Bring Back the Copyeditors, Part II
Back when I was a cub reporter and every kid had to walk five miles in the snow to go to school in a little red shack at the far end of the earth, copyeditors reigned supreme at newspapers, and there’s no way I could’ve gotten away with what T.J. Simes did Saturday in the Los Angeles Times.
Simers, a sarcastic (he would no doubt prefer sardonic) sports columnist, was ripping apart the UCLA Bruins football team and their quarterback, Kevin Craft, when he wrote:
And so watching Kevin Craft play quarterback for the Bruins on Friday night, while amusing in its oddity and folly, it became painful to watch.

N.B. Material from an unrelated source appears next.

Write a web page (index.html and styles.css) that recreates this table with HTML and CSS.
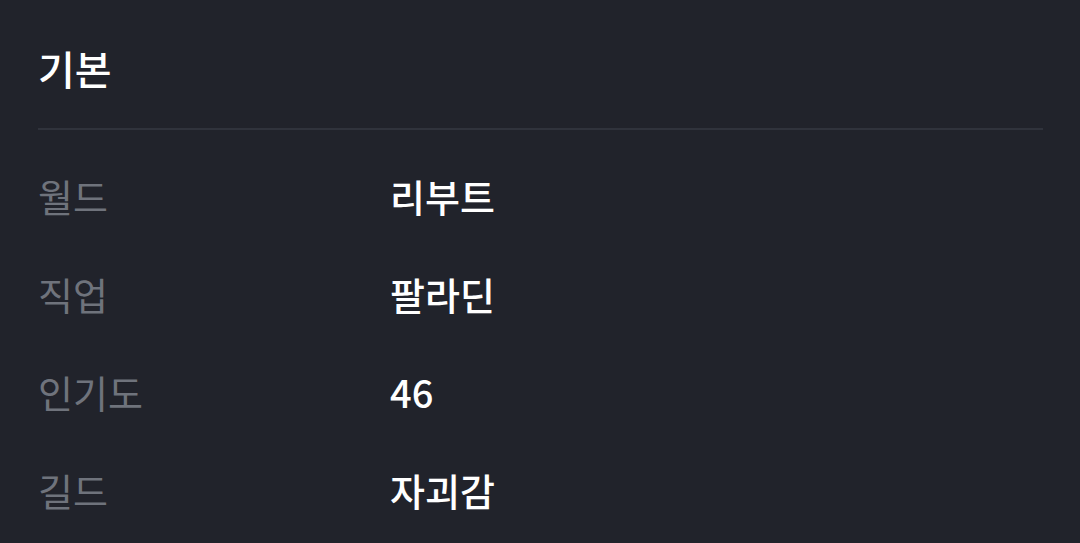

Granted, this was only in the print edition, and someone corrected it online, but note that Simers has two subjects for one verb. The first–and the actually intended–subject is watching, which is a gerund (verb turned into a noun). The second subject is it, which immediately precedes the verb became. The inclusion of it just renders the sentence awakward, grammatically incorrect and harder to understand.
The fact, however, that someone caught the error means that the column was probably rushed to print to make the deadline, but still, no excuses, folks.
(I wonder if some copyeditor actually added the it and then someone, perhaps Simers, caught it and had it corrected online. That would be even worse!)